As we noted in our recent two-part blog ‘Revisiting Grexit’, the balance of power has shifted somewhat. The Eurozone is rightly less concerned by financial contagion from a Greek euro exit. Equally, the Greek economic situation has improved to the stage where it may be able to manage the economic and financial fallout for a Grexit. That said, it would still undoubtedly be more painful for Greece than the Eurozone. Furthermore, the large majority of Greeks still want to stay in the euro at all cost – 76% in polls earlier this month. This means Greece is unlikely to unilaterally leave the euro. However, the thin ground for compromise means that the negotiations will be particularly tricky and that a Grexit, while unlikely, cannot be ruled out at this stage.

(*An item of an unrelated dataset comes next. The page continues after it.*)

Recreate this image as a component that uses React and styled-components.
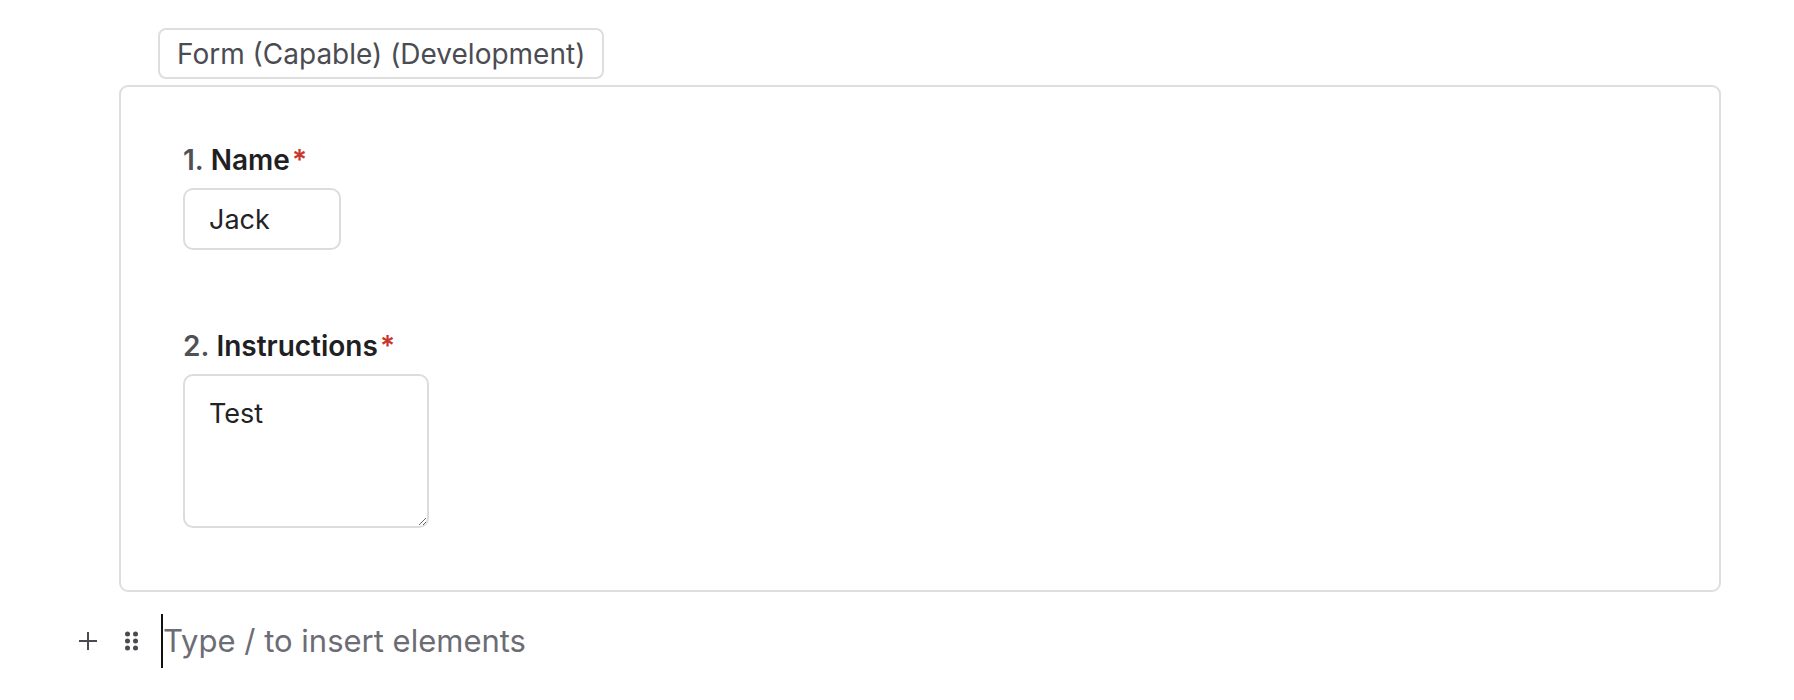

The rest of Europe is watching

Whatever happens, Greece has once again become the Eurozone’s testing ground. Anti-establishment parties across the bloc, such as Podemos in Spain and Front National in France will be watching the negotiations closely. Allowing Greece a compromise could well spur them on and signal a huge shift in the bloc’s approach to the crisis. Equally, refusing to compromise could undermine their proclamations of change. That said, it could also further fuel the popular backlash against EU-mandated austerity.

Whatever the outcome of the negotiations, there is a sense that this time is different. There is a stark divergence between two entrenched positions. The implications will be felt across Europe. While a compromise could still be possible, it will be quite painful to reach and will imply someone taking big steps back from their previous stance.